Dataset rows:

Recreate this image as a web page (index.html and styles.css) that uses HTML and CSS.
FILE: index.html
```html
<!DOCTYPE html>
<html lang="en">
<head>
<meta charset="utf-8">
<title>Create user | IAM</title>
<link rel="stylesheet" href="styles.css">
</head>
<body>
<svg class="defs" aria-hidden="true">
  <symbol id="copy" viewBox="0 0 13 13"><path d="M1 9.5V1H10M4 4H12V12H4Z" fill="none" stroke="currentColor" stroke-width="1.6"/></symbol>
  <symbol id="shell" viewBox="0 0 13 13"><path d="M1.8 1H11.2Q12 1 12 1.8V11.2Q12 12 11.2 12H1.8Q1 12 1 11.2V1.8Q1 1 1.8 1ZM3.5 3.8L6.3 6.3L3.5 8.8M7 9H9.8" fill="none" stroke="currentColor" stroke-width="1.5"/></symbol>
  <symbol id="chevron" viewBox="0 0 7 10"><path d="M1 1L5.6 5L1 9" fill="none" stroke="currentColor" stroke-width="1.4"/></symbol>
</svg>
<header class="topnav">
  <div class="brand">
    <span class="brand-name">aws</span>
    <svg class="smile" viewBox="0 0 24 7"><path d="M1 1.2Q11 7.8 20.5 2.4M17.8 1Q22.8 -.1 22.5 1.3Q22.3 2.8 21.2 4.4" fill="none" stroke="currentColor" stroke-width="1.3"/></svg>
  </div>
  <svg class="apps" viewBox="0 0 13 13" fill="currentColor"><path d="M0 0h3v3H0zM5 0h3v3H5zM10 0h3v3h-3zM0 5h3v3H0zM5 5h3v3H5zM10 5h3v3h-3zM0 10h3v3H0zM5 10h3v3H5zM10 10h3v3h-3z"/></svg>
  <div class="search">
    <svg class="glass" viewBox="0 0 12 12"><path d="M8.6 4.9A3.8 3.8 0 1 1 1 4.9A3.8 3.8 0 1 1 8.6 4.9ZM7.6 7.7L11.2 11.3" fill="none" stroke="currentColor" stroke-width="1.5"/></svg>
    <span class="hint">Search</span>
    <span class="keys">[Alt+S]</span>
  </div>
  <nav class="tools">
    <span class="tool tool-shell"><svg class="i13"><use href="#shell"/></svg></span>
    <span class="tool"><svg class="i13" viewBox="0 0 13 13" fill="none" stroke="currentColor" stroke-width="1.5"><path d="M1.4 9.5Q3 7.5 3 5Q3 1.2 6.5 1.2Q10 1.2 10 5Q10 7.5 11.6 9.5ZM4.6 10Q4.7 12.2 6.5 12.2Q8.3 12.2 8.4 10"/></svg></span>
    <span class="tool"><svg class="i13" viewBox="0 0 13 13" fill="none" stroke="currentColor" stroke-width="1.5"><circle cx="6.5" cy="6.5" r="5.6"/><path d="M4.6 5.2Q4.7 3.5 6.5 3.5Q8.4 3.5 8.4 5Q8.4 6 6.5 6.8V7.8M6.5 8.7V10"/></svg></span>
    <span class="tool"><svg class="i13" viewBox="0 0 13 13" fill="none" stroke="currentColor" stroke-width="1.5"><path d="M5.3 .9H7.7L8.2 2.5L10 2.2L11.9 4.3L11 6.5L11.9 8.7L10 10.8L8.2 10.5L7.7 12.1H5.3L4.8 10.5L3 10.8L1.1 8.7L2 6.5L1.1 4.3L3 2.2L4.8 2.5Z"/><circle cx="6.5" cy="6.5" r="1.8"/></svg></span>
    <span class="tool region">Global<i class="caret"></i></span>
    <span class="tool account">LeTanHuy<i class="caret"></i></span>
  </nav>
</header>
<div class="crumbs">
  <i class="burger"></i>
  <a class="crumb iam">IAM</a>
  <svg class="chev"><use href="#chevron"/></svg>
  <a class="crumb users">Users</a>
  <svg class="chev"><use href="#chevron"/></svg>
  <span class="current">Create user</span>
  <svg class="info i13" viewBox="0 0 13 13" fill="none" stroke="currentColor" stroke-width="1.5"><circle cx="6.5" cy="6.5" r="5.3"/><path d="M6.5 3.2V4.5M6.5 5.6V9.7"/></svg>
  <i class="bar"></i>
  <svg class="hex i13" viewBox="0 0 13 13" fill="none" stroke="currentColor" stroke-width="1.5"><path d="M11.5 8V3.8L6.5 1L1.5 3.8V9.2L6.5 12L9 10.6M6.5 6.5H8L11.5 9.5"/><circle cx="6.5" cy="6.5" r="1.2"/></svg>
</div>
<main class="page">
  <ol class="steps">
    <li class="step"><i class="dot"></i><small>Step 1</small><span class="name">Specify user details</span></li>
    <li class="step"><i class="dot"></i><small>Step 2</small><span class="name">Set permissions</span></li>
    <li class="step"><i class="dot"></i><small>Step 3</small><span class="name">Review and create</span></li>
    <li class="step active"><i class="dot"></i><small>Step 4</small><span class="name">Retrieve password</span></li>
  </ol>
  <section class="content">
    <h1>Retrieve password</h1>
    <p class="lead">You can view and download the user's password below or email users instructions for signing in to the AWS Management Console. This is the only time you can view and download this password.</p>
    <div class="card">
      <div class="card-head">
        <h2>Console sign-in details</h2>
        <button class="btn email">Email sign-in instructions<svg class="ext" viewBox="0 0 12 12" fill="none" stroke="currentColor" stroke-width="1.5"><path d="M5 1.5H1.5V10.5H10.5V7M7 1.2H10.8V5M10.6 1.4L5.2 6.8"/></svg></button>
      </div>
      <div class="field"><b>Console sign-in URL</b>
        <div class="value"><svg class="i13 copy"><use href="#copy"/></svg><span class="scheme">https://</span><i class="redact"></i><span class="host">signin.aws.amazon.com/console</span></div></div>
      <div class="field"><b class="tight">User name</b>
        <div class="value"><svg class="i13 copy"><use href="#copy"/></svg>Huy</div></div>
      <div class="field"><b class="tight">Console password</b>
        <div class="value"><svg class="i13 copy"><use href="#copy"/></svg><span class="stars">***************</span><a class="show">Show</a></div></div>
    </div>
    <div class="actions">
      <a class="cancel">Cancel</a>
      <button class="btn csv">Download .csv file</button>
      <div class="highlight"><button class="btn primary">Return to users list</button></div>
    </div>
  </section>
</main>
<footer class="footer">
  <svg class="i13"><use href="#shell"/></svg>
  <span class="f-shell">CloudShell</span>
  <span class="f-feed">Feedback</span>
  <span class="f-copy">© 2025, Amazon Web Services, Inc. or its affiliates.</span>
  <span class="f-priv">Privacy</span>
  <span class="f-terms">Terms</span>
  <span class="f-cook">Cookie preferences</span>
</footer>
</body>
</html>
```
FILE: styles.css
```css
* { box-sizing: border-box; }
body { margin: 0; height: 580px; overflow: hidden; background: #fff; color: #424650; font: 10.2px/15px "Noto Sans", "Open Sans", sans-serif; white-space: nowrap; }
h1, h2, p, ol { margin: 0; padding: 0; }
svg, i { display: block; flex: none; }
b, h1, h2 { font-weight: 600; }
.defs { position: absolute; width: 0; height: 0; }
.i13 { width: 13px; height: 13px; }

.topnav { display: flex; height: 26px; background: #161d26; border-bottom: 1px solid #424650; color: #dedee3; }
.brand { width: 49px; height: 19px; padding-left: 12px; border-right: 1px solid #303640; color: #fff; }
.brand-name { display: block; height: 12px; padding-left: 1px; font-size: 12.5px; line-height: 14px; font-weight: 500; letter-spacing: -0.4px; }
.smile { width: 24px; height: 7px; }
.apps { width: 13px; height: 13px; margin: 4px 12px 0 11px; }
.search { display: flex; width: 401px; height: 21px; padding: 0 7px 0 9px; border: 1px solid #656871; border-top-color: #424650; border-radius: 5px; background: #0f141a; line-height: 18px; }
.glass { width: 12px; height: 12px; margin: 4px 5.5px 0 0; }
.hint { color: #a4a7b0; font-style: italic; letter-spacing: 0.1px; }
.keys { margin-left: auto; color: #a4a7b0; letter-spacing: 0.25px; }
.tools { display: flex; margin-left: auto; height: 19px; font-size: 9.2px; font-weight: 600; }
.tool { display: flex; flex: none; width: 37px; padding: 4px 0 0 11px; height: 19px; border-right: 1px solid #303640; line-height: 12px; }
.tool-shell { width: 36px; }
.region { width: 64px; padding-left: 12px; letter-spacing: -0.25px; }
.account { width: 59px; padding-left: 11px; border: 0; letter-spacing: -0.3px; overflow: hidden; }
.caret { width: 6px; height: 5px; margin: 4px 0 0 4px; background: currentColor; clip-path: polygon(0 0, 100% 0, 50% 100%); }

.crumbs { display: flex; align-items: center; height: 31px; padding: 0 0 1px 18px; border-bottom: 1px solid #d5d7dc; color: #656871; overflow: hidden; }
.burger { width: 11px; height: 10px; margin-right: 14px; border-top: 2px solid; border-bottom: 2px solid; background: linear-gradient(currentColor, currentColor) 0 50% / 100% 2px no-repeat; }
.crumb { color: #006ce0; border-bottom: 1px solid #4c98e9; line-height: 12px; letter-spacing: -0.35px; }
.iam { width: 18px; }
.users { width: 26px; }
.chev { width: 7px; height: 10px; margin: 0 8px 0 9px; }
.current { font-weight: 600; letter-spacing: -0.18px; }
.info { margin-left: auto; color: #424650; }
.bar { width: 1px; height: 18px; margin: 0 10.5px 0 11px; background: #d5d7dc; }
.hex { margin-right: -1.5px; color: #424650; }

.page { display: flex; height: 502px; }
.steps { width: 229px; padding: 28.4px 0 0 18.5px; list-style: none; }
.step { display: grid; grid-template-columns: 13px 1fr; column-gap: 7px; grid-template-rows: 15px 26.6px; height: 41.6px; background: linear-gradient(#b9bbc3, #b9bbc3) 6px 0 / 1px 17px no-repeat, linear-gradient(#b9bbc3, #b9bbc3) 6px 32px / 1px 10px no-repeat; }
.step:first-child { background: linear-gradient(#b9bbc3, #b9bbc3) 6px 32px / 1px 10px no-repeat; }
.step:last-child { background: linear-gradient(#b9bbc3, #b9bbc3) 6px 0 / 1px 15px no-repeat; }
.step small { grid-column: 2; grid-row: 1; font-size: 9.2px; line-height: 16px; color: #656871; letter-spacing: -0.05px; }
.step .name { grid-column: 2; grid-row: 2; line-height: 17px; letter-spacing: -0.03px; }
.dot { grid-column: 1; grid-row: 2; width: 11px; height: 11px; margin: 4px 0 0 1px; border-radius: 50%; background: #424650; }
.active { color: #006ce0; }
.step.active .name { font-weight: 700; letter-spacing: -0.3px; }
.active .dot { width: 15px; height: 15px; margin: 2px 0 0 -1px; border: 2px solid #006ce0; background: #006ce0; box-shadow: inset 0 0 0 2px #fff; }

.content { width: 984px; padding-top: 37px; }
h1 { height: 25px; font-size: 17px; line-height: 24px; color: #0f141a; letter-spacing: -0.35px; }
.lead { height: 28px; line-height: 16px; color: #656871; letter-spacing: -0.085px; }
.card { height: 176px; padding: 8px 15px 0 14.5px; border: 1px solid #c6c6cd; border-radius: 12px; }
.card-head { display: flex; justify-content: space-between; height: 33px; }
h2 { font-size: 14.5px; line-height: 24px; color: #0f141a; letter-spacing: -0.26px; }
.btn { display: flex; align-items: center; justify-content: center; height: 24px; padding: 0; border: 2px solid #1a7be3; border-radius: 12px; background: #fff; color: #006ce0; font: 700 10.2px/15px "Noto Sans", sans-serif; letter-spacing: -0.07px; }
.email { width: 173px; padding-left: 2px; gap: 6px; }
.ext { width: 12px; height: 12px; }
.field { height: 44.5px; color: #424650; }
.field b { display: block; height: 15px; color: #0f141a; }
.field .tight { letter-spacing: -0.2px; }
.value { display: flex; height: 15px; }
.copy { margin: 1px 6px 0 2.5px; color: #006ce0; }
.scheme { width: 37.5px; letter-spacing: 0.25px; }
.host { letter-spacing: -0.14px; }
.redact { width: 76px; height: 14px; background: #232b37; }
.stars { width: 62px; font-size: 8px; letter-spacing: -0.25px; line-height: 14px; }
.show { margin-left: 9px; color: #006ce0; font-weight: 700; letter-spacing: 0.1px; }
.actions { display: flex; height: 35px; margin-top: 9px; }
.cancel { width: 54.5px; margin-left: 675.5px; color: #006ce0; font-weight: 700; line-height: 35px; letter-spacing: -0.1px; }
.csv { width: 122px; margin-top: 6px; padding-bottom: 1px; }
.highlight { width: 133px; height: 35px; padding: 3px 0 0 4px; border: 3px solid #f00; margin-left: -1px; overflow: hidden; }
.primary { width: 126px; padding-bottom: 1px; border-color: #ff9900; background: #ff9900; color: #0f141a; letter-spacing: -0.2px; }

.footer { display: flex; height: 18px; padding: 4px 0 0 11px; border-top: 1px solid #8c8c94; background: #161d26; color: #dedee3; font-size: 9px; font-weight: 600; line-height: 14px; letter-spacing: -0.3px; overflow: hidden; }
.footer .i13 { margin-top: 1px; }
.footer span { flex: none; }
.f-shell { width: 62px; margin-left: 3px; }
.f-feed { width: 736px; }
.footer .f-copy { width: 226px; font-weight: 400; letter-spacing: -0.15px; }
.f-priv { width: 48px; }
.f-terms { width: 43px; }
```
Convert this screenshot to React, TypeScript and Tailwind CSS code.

[GIVEN TASK]:
Copy all lines of the listing above that contain the string "this".

[WRITTEN SOLUTION]:
Recreate this image as a web page (index.html and styles.css) that uses HTML and CSS.
    <p class="lead">You can view and download the user's password below or email users instructions for signing in to the AWS Management Console. This is the only time you can view and download this password.</p>
Convert this screenshot to React, TypeScript and Tailwind CSS code.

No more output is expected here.